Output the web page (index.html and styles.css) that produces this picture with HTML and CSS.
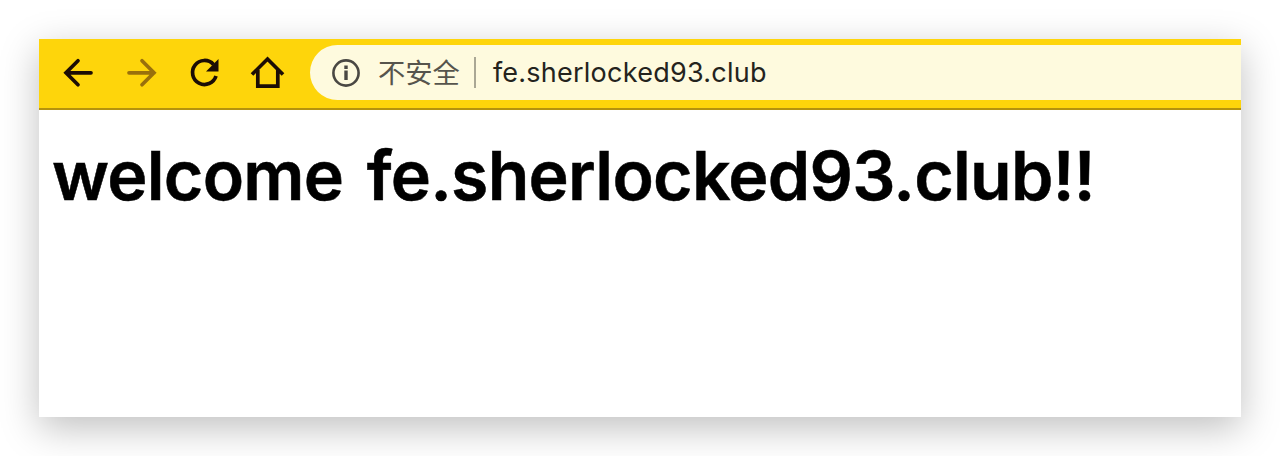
FILE: index.html
```html
<!DOCTYPE html>
<html lang="zh-CN">
<head>
    <meta charset="UTF-8">
    <meta name="viewport" content="width=device-width, initial-scale=1.0">
    <title>fe.sherlocked93.club</title>
    <link rel="stylesheet" href="styles.css">
</head>
<body>
    <div class="window">
        <div class="toolbar">
            <div class="nav">
                <svg class="icon" viewBox="0 0 42 42"><path d="M34 20.800H10M21 8.800l-12 12 12 12"/></svg>
                <svg class="icon disabled" viewBox="0 0 42 42"><path d="M9 20.800h25M22 8.800l12 12-12 12"/></svg>
                <svg class="icon reload" viewBox="0 0 42 42">
                    <path d="M33 24A12 12 0 1 1 30.500 12.500"/>
                    <path class="solid" d="M35.500 7v12.500H23z"/>
                </svg>
                <svg class="icon home" viewBox="0 0 42 42"><path d="M6 22.500L21.500 7 37 22.500M11.800 18v16.200h20V18"/></svg>
            </div>
            <div class="address">
                <svg class="info" viewBox="0 0 28 28">
                    <circle cx="14" cy="14" r="12.600"/>
                    <path class="letter" d="M14 11.500v9.500M14 6.500v3.500"/>
                </svg>
                <span class="status">不安全</span>
                <span class="divider"></span>
                <span class="url">fe.sherlocked93.club</span>
            </div>
        </div>
        <h1>welcome fe.sherlocked93.club!!</h1>
    </div>
</body>
</html>
```
FILE: styles.css
```css
body {
    margin: 0;
    padding: 39px;
    background-color: #ffffff;
    height: 378px;
    overflow: hidden;
}
.window {
    width: 1202px;
    height: 378px;
    background-color: #ffffff;
    box-shadow: 0 11px 36px rgba(0, 0, 0, 0.25);
}
.toolbar {
    display: flex;
    box-sizing: border-box;
    height: 71px;
    padding-top: 6px;
    background-color: #fed50b;
    border-bottom: 2px solid #b5930e;
}
.nav {
    display: flex;
    gap: 21px;
    padding: 7px 0 0 18px;
    width: 253px;
}
.icon {
    width: 42px;
    height: 42px;
    fill: none;
    stroke: #1c0d05;
    stroke-width: 3.7;
    stroke-linecap: round;
}
.icon.home,
.icon.reload {
    stroke-linecap: butt;
}
.icon .solid {
    fill: #1c0d05;
    stroke: none;
}
.icon.disabled {
    stroke: #99700c;
}
.address {
    display: flex;
    align-items: center;
    flex: 1;
    height: 55px;
    padding-left: 22px;
    background-color: #fefade;
    border-radius: 28px 0 0 28px;
}
.info {
    width: 28px;
    height: 28px;
    fill: none;
    stroke: #4a4843;
    stroke-width: 2.6;
}
.info .letter {
    stroke-width: 3.4;
}
.status {
    margin: -3px 0 0 18px;
    font: 27.3px/40px "Noto Sans CJK SC", sans-serif;
    color: #56544c;
}
.divider {
    width: 2px;
    height: 31px;
    margin: 0 17px 0 14px;
    background-color: #aaa794;
}
.url {
    padding-top: 1px;
    font: 27px/40px Inter, sans-serif;
    letter-spacing: 0.24px;
    color: #24231d;
    white-space: nowrap;
}
h1 {
    margin: 24px 0 0 13px;
    font: 600 68px/82px Inter, sans-serif;
    letter-spacing: -0.75px;
    word-spacing: 7px;
    color: #000000;
    -webkit-text-stroke: 0.5px #000000;
    white-space: nowrap;
}
```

TASK
Copy the data character for character, but drop all pictures from the copy.

THE RESULT
Output the web page (index.html and styles.css) that produces this picture with HTML and CSS.
FILE: index.html
```html
<!DOCTYPE html>
<html lang="zh-CN">
<head>
    <meta charset="UTF-8">
    <meta name="viewport" content="width=device-width, initial-scale=1.0">
    <title>fe.sherlocked93.club</title>
    <link rel="stylesheet" href="styles.css">
</head>
<body>
    <div class="window">
        <div class="toolbar">
            <div class="nav">
                <svg class="icon" viewBox="0 0 42 42"><path d="M34 20.800H10M21 8.800l-12 12 12 12"/></svg>
                <svg class="icon disabled" viewBox="0 0 42 42"><path d="M9 20.800h25M22 8.800l12 12-12 12"/></svg>
                <svg class="icon reload" viewBox="0 0 42 42">
                    <path d="M33 24A12 12 0 1 1 30.500 12.500"/>
                    <path class="solid" d="M35.500 7v12.500H23z"/>
                </svg>
                <svg class="icon home" viewBox="0 0 42 42"><path d="M6 22.500L21.500 7 37 22.500M11.800 18v16.200h20V18"/></svg>
            </div>
            <div class="address">
                <svg class="info" viewBox="0 0 28 28">
                    <circle cx="14" cy="14" r="12.600"/>
                    <path class="letter" d="M14 11.500v9.500M14 6.500v3.500"/>
                </svg>
                <span class="status">不安全</span>
                <span class="divider"></span>
                <span class="url">fe.sherlocked93.club</span>
            </div>
        </div>
        <h1>welcome fe.sherlocked93.club!!</h1>
    </div>
</body>
</html>
```
FILE: styles.css
```css
body {
    margin: 0;
    padding: 39px;
    background-color: #ffffff;
    height: 378px;
    overflow: hidden;
}
.window {
    width: 1202px;
    height: 378px;
    background-color: #ffffff;
    box-shadow: 0 11px 36px rgba(0, 0, 0, 0.25);
}
.toolbar {
    display: flex;
    box-sizing: border-box;
    height: 71px;
    padding-top: 6px;
    background-color: #fed50b;
    border-bottom: 2px solid #b5930e;
}
.nav {
    display: flex;
    gap: 21px;
    padding: 7px 0 0 18px;
    width: 253px;
}
.icon {
    width: 42px;
    height: 42px;
    fill: none;
    stroke: #1c0d05;
    stroke-width: 3.7;
    stroke-linecap: round;
}
.icon.home,
.icon.reload {
    stroke-linecap: butt;
}
.icon .solid {
    fill: #1c0d05;
    stroke: none;
}
.icon.disabled {
    stroke: #99700c;
}
.address {
    display: flex;
    align-items: center;
    flex: 1;
    height: 55px;
    padding-left: 22px;
    background-color: #fefade;
    border-radius: 28px 0 0 28px;
}
.info {
    width: 28px;
    height: 28px;
    fill: none;
    stroke: #4a4843;
    stroke-width: 2.6;
}
.info .letter {
    stroke-width: 3.4;
}
.status {
    margin: -3px 0 0 18px;
    font: 27.3px/40px "Noto Sans CJK SC", sans-serif;
    color: #56544c;
}
.divider {
    width: 2px;
    height: 31px;
    margin: 0 17px 0 14px;
    background-color: #aaa794;
}
.url {
    padding-top: 1px;
    font: 27px/40px Inter, sans-serif;
    letter-spacing: 0.24px;
    color: #24231d;
    white-space: nowrap;
}
h1 {
    margin: 24px 0 0 13px;
    font: 600 68px/82px Inter, sans-serif;
    letter-spacing: -0.75px;
    word-spacing: 7px;
    color: #000000;
    -webkit-text-stroke: 0.5px #000000;
    white-space: nowrap;
}
```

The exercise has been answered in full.